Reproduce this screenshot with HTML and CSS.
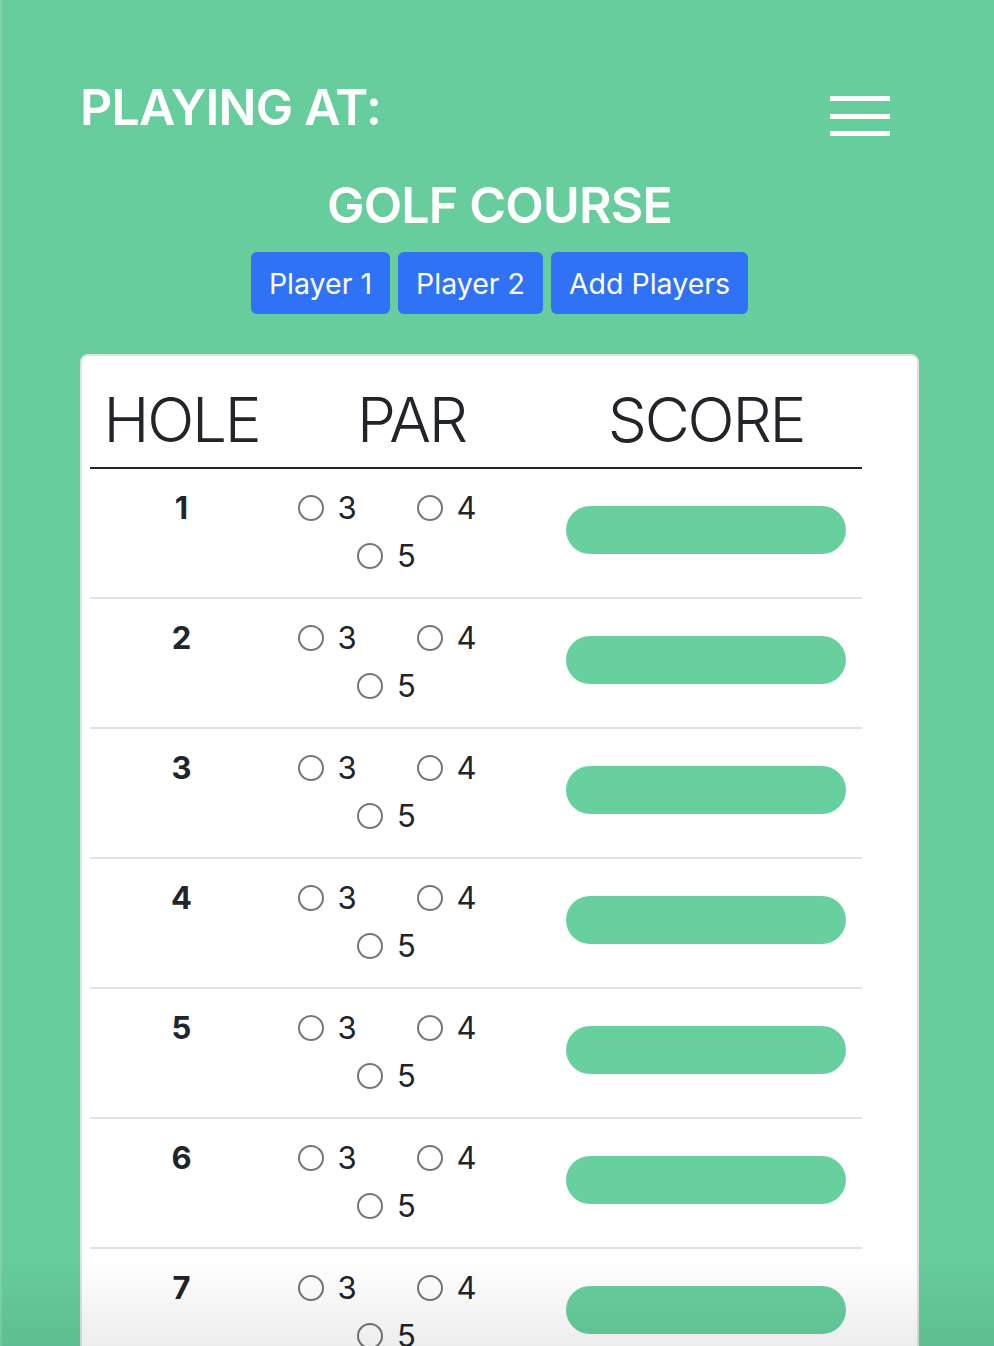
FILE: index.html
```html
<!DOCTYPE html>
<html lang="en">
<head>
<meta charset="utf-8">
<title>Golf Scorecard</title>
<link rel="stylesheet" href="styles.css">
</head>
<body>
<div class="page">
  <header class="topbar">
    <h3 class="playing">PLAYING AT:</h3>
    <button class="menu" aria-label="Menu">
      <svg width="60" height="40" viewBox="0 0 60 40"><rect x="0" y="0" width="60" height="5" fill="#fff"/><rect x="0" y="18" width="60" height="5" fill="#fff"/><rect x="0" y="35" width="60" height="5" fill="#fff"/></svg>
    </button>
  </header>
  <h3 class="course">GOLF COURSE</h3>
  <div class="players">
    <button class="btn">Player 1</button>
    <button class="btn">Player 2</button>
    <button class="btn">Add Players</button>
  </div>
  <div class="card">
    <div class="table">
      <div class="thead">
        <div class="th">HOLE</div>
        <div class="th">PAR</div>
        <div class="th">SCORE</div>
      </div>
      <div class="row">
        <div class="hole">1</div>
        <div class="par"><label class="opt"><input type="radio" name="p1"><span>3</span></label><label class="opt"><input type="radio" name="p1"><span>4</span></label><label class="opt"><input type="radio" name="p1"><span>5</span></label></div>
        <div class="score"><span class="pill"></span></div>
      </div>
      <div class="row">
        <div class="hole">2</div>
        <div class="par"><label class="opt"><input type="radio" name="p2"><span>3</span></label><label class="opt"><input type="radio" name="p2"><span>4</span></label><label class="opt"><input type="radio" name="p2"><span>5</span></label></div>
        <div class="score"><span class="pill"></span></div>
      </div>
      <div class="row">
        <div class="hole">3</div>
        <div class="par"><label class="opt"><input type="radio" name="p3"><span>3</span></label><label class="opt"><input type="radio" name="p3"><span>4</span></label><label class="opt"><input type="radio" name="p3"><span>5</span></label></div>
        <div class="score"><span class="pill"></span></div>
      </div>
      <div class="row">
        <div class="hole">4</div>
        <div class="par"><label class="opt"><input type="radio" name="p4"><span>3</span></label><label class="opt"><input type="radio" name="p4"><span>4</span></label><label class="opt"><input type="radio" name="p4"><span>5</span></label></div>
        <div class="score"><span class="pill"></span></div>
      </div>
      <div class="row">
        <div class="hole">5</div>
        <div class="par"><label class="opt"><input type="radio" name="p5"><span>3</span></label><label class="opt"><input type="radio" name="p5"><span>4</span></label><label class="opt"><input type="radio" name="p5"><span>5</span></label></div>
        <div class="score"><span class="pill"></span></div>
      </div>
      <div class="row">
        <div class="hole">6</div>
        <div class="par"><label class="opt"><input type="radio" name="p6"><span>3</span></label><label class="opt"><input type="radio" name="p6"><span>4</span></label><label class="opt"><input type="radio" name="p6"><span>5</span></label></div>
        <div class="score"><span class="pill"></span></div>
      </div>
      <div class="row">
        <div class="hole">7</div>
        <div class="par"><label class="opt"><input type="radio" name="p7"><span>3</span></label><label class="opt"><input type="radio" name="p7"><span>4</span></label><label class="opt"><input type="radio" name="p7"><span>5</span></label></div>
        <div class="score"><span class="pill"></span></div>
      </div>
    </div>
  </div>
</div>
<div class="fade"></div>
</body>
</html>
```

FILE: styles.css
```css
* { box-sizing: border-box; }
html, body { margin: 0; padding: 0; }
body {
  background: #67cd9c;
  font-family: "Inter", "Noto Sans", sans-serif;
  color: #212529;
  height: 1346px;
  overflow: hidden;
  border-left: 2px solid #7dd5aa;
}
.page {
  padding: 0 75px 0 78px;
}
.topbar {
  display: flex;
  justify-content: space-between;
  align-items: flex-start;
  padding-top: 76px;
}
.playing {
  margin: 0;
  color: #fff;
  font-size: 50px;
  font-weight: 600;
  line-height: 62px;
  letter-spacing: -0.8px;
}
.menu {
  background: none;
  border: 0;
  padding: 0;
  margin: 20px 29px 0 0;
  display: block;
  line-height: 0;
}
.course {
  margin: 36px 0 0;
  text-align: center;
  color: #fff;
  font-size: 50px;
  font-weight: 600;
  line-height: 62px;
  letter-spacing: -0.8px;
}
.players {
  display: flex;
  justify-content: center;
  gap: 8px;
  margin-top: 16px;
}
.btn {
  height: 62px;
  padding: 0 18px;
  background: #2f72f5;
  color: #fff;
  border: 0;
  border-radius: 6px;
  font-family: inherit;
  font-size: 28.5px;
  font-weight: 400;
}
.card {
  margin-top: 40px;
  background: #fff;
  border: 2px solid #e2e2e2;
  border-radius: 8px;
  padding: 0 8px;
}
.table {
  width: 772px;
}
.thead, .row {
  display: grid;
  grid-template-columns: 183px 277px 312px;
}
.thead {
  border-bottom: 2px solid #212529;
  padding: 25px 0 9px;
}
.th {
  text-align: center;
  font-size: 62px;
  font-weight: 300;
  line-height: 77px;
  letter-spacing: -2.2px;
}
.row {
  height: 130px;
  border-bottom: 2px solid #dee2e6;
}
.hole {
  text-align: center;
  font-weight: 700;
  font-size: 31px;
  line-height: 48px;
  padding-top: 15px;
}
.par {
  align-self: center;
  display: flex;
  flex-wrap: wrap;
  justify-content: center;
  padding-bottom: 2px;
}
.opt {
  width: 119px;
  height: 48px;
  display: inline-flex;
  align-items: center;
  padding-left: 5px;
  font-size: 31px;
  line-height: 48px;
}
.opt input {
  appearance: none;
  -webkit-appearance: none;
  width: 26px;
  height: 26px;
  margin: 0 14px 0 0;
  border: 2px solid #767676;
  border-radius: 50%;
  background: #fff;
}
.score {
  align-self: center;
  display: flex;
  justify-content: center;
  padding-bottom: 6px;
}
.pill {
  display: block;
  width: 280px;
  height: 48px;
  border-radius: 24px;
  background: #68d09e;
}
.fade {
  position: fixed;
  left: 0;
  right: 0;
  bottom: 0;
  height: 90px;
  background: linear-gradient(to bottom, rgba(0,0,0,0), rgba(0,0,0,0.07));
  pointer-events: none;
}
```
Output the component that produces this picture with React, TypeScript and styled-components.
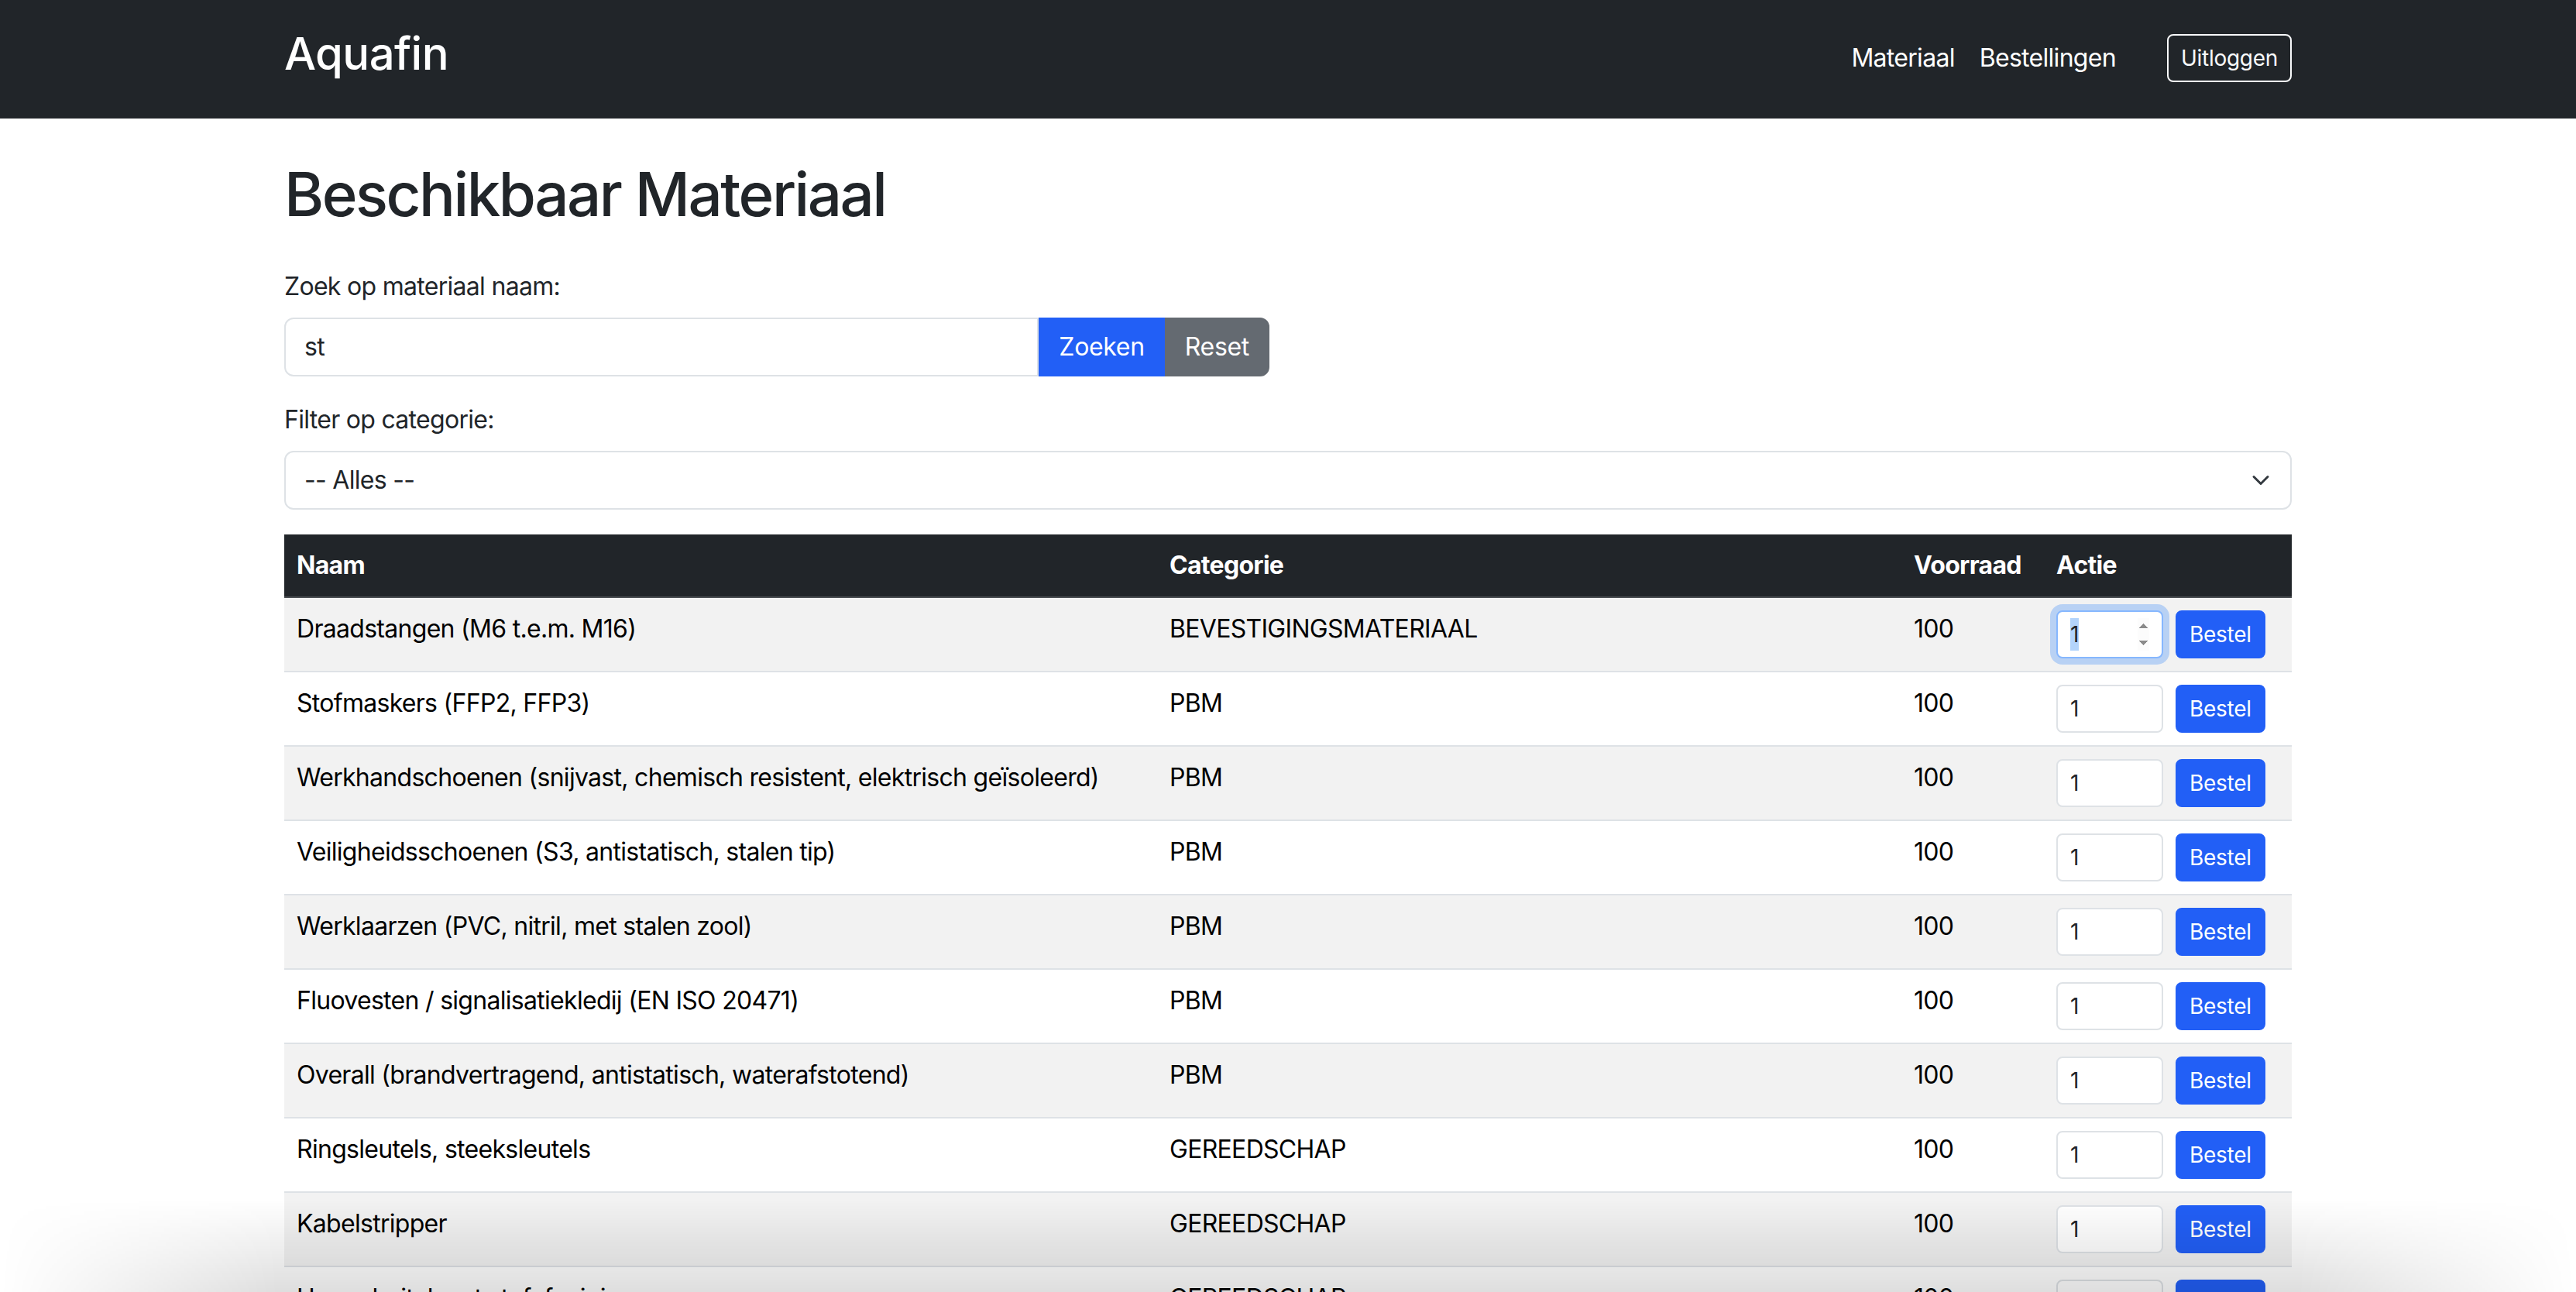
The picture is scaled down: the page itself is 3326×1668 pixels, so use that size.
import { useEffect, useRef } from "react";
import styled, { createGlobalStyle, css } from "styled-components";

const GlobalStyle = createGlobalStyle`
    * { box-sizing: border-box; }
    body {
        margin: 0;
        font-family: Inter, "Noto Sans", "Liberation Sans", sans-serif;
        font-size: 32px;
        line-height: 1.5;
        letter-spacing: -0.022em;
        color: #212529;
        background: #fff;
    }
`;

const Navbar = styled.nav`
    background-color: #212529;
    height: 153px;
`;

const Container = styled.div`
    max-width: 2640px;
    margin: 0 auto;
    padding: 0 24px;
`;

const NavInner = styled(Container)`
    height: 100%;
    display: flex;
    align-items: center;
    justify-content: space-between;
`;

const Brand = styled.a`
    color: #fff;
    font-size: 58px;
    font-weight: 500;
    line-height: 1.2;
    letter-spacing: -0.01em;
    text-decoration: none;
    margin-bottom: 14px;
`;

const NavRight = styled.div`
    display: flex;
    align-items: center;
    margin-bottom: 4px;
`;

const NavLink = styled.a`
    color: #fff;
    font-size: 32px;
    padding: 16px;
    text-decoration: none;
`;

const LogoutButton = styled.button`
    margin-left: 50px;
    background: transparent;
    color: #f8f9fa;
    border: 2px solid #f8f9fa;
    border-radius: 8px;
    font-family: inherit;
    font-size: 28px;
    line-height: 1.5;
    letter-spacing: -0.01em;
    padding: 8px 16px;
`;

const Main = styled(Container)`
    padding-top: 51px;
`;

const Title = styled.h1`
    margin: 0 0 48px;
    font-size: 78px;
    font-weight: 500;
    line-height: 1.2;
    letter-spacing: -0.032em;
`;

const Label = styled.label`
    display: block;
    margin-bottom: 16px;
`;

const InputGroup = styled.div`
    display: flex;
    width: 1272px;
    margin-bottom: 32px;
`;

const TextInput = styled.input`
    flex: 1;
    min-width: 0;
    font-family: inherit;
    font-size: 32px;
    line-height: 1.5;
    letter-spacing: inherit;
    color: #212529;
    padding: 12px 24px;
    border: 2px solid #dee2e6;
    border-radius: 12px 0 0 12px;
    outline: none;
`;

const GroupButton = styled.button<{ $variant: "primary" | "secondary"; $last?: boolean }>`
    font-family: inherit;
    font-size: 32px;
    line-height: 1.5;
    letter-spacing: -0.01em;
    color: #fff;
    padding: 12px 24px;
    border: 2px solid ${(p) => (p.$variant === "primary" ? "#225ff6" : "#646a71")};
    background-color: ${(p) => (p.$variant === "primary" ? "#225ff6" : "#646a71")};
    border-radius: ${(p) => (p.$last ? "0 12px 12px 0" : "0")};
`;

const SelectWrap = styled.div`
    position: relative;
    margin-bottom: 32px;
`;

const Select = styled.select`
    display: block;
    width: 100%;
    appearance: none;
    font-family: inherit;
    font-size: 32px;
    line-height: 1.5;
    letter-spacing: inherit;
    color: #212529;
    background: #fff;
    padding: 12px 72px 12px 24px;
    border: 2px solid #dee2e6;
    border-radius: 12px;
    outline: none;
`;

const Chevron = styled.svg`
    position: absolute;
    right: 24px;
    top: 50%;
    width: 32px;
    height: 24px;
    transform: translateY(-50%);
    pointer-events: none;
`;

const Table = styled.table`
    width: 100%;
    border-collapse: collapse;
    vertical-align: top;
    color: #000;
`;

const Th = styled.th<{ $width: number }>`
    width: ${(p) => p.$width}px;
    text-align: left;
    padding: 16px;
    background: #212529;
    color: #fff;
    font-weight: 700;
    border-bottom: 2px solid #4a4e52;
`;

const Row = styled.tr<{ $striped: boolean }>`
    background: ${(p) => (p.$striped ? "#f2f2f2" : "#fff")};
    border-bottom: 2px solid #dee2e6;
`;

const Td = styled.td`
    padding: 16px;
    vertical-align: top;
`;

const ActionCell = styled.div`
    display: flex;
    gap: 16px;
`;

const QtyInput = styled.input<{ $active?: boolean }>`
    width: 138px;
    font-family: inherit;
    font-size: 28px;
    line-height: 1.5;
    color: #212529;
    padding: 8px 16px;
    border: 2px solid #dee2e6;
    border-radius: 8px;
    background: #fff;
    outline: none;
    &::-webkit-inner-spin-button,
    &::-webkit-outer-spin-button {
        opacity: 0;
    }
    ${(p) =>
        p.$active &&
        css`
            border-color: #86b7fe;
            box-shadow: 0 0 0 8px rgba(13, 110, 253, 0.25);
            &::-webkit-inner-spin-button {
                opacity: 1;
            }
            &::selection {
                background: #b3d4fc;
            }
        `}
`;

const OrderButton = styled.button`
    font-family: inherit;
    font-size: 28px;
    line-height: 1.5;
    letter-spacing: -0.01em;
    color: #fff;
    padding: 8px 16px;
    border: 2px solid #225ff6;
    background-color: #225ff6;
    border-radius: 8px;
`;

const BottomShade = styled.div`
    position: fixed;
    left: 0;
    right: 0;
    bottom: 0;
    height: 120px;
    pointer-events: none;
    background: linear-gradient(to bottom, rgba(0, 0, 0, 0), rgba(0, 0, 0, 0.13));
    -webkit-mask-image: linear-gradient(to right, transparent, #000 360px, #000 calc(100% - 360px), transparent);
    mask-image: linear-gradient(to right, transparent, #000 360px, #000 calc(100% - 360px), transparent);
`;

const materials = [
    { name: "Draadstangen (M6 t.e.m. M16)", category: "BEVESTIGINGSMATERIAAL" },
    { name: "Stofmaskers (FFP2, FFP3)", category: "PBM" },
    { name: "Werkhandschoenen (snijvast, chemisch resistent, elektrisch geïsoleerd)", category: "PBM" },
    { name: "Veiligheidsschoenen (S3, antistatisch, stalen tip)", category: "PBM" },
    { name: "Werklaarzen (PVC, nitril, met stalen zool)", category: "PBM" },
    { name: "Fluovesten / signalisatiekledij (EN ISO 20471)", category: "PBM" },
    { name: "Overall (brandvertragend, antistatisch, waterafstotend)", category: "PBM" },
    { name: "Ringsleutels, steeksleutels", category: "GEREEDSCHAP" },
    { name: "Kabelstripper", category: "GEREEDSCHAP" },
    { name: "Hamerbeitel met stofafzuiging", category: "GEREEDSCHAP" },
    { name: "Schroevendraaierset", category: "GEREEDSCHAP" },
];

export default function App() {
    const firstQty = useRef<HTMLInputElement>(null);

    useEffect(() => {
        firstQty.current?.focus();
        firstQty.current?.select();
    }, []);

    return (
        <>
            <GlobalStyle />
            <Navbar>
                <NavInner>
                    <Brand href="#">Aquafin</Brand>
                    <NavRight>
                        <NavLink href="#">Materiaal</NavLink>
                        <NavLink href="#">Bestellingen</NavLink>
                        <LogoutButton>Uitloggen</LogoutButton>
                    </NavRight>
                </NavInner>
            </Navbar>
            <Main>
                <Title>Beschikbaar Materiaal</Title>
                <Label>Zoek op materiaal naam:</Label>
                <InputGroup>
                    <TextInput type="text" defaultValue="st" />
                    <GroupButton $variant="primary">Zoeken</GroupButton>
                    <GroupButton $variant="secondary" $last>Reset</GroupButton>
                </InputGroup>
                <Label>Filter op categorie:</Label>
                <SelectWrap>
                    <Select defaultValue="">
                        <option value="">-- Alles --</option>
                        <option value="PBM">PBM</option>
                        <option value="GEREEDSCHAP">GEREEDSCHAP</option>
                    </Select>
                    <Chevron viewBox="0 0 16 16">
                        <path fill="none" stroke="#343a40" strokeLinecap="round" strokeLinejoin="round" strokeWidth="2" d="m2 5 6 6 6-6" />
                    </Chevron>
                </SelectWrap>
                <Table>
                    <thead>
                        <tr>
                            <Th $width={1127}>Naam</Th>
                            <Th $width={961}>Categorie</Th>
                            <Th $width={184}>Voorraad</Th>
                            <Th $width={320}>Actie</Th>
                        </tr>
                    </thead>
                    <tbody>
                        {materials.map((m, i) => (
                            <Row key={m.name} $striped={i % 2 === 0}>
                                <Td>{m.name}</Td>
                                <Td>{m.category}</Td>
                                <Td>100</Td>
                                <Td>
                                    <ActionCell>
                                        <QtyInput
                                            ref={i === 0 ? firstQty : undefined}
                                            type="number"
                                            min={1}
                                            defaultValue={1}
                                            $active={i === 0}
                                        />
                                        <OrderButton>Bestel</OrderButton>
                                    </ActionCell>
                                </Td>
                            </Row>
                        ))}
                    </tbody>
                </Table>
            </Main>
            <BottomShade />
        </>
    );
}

------

▶ Exercise prompt
Go through the entries and return each line where the word "this" appears.

▶ Response to the task
Reproduce this screenshot with HTML and CSS.
Output the component that produces this picture with React, TypeScript and styled-components.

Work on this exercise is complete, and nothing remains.